§ **Direction**
All the data should be repeated exactly. Any image in it is left out.

Given material start

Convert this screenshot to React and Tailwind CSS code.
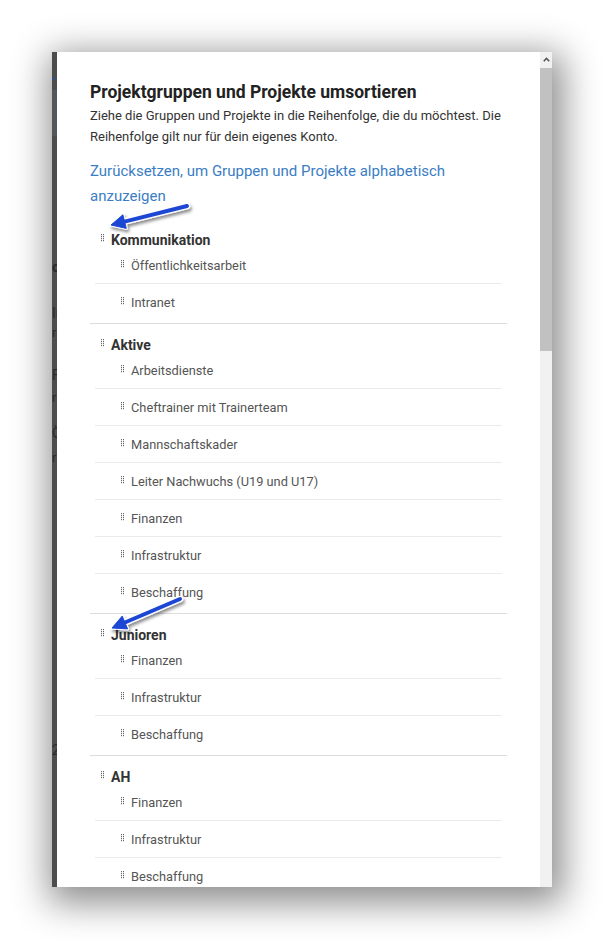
import React from "react";

function Handle({ className = "" }) {
  return (
    <svg width="3" height="8" viewBox="0 0 3 8" className={"shrink-0 " + className}>
      {[0, 2, 4, 6].map((y) => (
        <g key={y}>
          <rect x="0" y={y} width="1" height="1.2" fill="#666" />
          <rect x="2" y={y} width="1" height="1.2" fill="#666" />
        </g>
      ))}
    </svg>
  );
}

const groups = [
  { name: "Kommunikation", items: ["Öffentlichkeitsarbeit", "Intranet"] },
  {
    name: "Aktive",
    items: [
      "Arbeitsdienste",
      "Cheftrainer mit Trainerteam",
      "Mannschaftskader",
      "Leiter Nachwuchs (U19 und U17)",
      "Finanzen",
      "Infrastruktur",
      "Beschaffung",
    ],
  },
  { name: "Junioren", items: ["Finanzen", "Infrastruktur", "Beschaffung"] },
  { name: "AH", items: ["Finanzen", "Infrastruktur", "Beschaffung"] },
];

function Arrow({ tail, base, w1, w2, tip }) {
  return (
    <g filter="url(#sh)">
      <line x1={tail[0]} y1={tail[1]} x2={base[0]} y2={base[1]} stroke="#ffffff" strokeWidth="6.5" strokeLinecap="round" />
      <polygon points={`${tip[0]},${tip[1]} ${w1[0]},${w1[1]} ${w2[0]},${w2[1]}`} fill="#ffffff" stroke="#ffffff" strokeWidth="3" strokeLinejoin="round" />
      <line x1={tail[0]} y1={tail[1]} x2={base[0]} y2={base[1]} stroke="#1f47d4" strokeWidth="4" strokeLinecap="round" />
      <polygon points={`${tip[0]},${tip[1]} ${w1[0]},${w1[1]} ${w2[0]},${w2[1]}`} fill="#1f47d4" stroke="#1f47d4" strokeWidth="1" strokeLinejoin="round" />
    </g>
  );
}

export default function App() {
  return (
    <div className="relative w-[604px] h-[940px] bg-white pt-[52px] pl-[52px] font-['Roboto',sans-serif] overflow-hidden">
      <div className="flex h-[835px] w-[500px] overflow-hidden shadow-[4px_9px_34px_7px_rgba(0,0,0,0.45)]">
        {/* underlying page strip */}
        <div className="w-[5px] shrink-0 bg-[#4d4d4d] overflow-hidden flex flex-col text-[#2a2a2a] leading-none whitespace-nowrap">
          <div className="h-[26px]" />
          <div className="h-[2px] w-[3px] bg-[#2f4f8f]" />
          <div className="h-[10px]" />
          <div className="h-[46px] bg-[#52575c]" />
          <div className="h-[124px]" />
          <div className="text-[15px] font-bold h-[46px]">c</div>
          <div className="text-[14px] h-[20px]">In</div>
          <div className="text-[13px] h-[42px]">r</div>
          <div className="text-[14px] h-[23px]">F</div>
          <div className="text-[13px] h-[35px]">r</div>
          <div className="text-[14px] h-[25px]">Ö</div>
          <div className="text-[13px] h-[292px]">r</div>
          <div className="text-[14px]">2</div>
        </div>

        {/* modal content */}
        <div className="w-[483px] shrink-0 bg-white px-[33px] pt-[28px] overflow-hidden">
          <h2 className="text-[17.5px] font-bold leading-[24px] text-[#222]">
            Projektgruppen und Projekte umsortieren
          </h2>
          <p className="mt-[1px] text-[13px] leading-[21px] text-[#333]">
            Ziehe die Gruppen und Projekte in die Reihenfolge, die du möchtest. Die Reihenfolge gilt nur für dein eigenes Konto.
          </p>
          <p className="mt-[12px] text-[15px] leading-[25px] text-[#3b7dc4]">
            Zurücksetzen, um Gruppen und Projekte alphabetisch anzuzeigen
          </p>
          <div className="mt-[10px]">
            {groups.map((g) => (
              <div key={g.name} className="border-b border-[#dcdcdc] pb-[3px]">
                <div className="flex items-start pl-[11px] pt-[14px] text-[14px] font-bold leading-[14px] text-[#333]">
                  <Handle className="mt-[1px]" />
                  <span className="ml-[7px]">{g.name}</span>
                </div>
                <div className="px-[5px]">
                  {g.items.map((it, i) => (
                    <div
                      key={i}
                      className={
                        "flex items-start pl-[26px] pt-[11px] pb-[9px] text-[12.8px] leading-[16px] text-[#555] " +
                        (i < g.items.length - 1 ? "border-b border-[#ebebeb]" : "")
                      }
                    >
                      <Handle className="mt-[2px]" />
                      <span className="ml-[7px]">{it}</span>
                    </div>
                  ))}
                </div>
              </div>
            ))}
          </div>
        </div>

        {/* scrollbar */}
        <div className="w-[12px] shrink-0 bg-[#f1f1f1] flex flex-col">
          <div className="h-[16px] flex items-start justify-center pt-[5px]">
            <svg width="7" height="5" viewBox="0 0 7 5">
              <path d="M0.8 4.2 L3.5 1.3 L6.2 4.2" fill="none" stroke="#505050" strokeWidth="1.6" />
            </svg>
          </div>
          <div className="h-[283px] bg-[#c1c1c1]" />
        </div>
      </div>

      <svg className="absolute left-0 top-0 pointer-events-none" width="604" height="940">
        <defs>
          <filter id="sh" x="-20%" y="-50%" width="140%" height="200%">
            <feDropShadow dx="1.5" dy="2.5" stdDeviation="1.8" floodColor="#000" floodOpacity="0.45" />
          </filter>
        </defs>
        <Arrow tail={[187, 206]} base={[124.6, 221.6]} w1={[126.3, 228.4]} w2={[122.9, 214.8]} tip={[111, 225]} />
        <Arrow tail={[180, 599]} base={[124.9, 622.5]} w1={[127.6, 628.9]} w2={[122.2, 616.1]} tip={[112, 628]} />
      </svg>
    </div>
  );
}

Given material end

§ **Full answer**
Convert this screenshot to React and Tailwind CSS code.
import React from "react";

function Handle({ className = "" }) {
  return (
    <svg width="3" height="8" viewBox="0 0 3 8" className={"shrink-0 " + className}>
      {[0, 2, 4, 6].map((y) => (
        <g key={y}>
          <rect x="0" y={y} width="1" height="1.2" fill="#666" />
          <rect x="2" y={y} width="1" height="1.2" fill="#666" />
        </g>
      ))}
    </svg>
  );
}

const groups = [
  { name: "Kommunikation", items: ["Öffentlichkeitsarbeit", "Intranet"] },
  {
    name: "Aktive",
    items: [
      "Arbeitsdienste",
      "Cheftrainer mit Trainerteam",
      "Mannschaftskader",
      "Leiter Nachwuchs (U19 und U17)",
      "Finanzen",
      "Infrastruktur",
      "Beschaffung",
    ],
  },
  { name: "Junioren", items: ["Finanzen", "Infrastruktur", "Beschaffung"] },
  { name: "AH", items: ["Finanzen", "Infrastruktur", "Beschaffung"] },
];

function Arrow({ tail, base, w1, w2, tip }) {
  return (
    <g filter="url(#sh)">
      <line x1={tail[0]} y1={tail[1]} x2={base[0]} y2={base[1]} stroke="#ffffff" strokeWidth="6.5" strokeLinecap="round" />
      <polygon points={`${tip[0]},${tip[1]} ${w1[0]},${w1[1]} ${w2[0]},${w2[1]}`} fill="#ffffff" stroke="#ffffff" strokeWidth="3" strokeLinejoin="round" />
      <line x1={tail[0]} y1={tail[1]} x2={base[0]} y2={base[1]} stroke="#1f47d4" strokeWidth="4" strokeLinecap="round" />
      <polygon points={`${tip[0]},${tip[1]} ${w1[0]},${w1[1]} ${w2[0]},${w2[1]}`} fill="#1f47d4" stroke="#1f47d4" strokeWidth="1" strokeLinejoin="round" />
    </g>
  );
}

export default function App() {
  return (
    <div className="relative w-[604px] h-[940px] bg-white pt-[52px] pl-[52px] font-['Roboto',sans-serif] overflow-hidden">
      <div className="flex h-[835px] w-[500px] overflow-hidden shadow-[4px_9px_34px_7px_rgba(0,0,0,0.45)]">
        {/* underlying page strip */}
        <div className="w-[5px] shrink-0 bg-[#4d4d4d] overflow-hidden flex flex-col text-[#2a2a2a] leading-none whitespace-nowrap">
          <div className="h-[26px]" />
          <div className="h-[2px] w-[3px] bg-[#2f4f8f]" />
          <div className="h-[10px]" />
          <div className="h-[46px] bg-[#52575c]" />
          <div className="h-[124px]" />
          <div className="text-[15px] font-bold h-[46px]">c</div>
          <div className="text-[14px] h-[20px]">In</div>
          <div className="text-[13px] h-[42px]">r</div>
          <div className="text-[14px] h-[23px]">F</div>
          <div className="text-[13px] h-[35px]">r</div>
          <div className="text-[14px] h-[25px]">Ö</div>
          <div className="text-[13px] h-[292px]">r</div>
          <div className="text-[14px]">2</div>
        </div>

        {/* modal content */}
        <div className="w-[483px] shrink-0 bg-white px-[33px] pt-[28px] overflow-hidden">
          <h2 className="text-[17.5px] font-bold leading-[24px] text-[#222]">
            Projektgruppen und Projekte umsortieren
          </h2>
          <p className="mt-[1px] text-[13px] leading-[21px] text-[#333]">
            Ziehe die Gruppen und Projekte in die Reihenfolge, die du möchtest. Die Reihenfolge gilt nur für dein eigenes Konto.
          </p>
          <p className="mt-[12px] text-[15px] leading-[25px] text-[#3b7dc4]">
            Zurücksetzen, um Gruppen und Projekte alphabetisch anzuzeigen
          </p>
          <div className="mt-[10px]">
            {groups.map((g) => (
              <div key={g.name} className="border-b border-[#dcdcdc] pb-[3px]">
                <div className="flex items-start pl-[11px] pt-[14px] text-[14px] font-bold leading-[14px] text-[#333]">
                  <Handle className="mt-[1px]" />
                  <span className="ml-[7px]">{g.name}</span>
                </div>
                <div className="px-[5px]">
                  {g.items.map((it, i) => (
                    <div
                      key={i}
                      className={
                        "flex items-start pl-[26px] pt-[11px] pb-[9px] text-[12.8px] leading-[16px] text-[#555] " +
                        (i < g.items.length - 1 ? "border-b border-[#ebebeb]" : "")
                      }
                    >
                      <Handle className="mt-[2px]" />
                      <span className="ml-[7px]">{it}</span>
                    </div>
                  ))}
                </div>
              </div>
            ))}
          </div>
        </div>

        {/* scrollbar */}
        <div className="w-[12px] shrink-0 bg-[#f1f1f1] flex flex-col">
          <div className="h-[16px] flex items-start justify-center pt-[5px]">
            <svg width="7" height="5" viewBox="0 0 7 5">
              <path d="M0.8 4.2 L3.5 1.3 L6.2 4.2" fill="none" stroke="#505050" strokeWidth="1.6" />
            </svg>
          </div>
          <div className="h-[283px] bg-[#c1c1c1]" />
        </div>
      </div>

      <svg className="absolute left-0 top-0 pointer-events-none" width="604" height="940">
        <defs>
          <filter id="sh" x="-20%" y="-50%" width="140%" height="200%">
            <feDropShadow dx="1.5" dy="2.5" stdDeviation="1.8" floodColor="#000" floodOpacity="0.45" />
          </filter>
        </defs>
        <Arrow tail={[187, 206]} base={[124.6, 221.6]} w1={[126.3, 228.4]} w2={[122.9, 214.8]} tip={[111, 225]} />
        <Arrow tail={[180, 599]} base={[124.9, 622.5]} w1={[127.6, 628.9]} w2={[122.2, 616.1]} tip={[112, 628]} />
      </svg>
    </div>
  );
}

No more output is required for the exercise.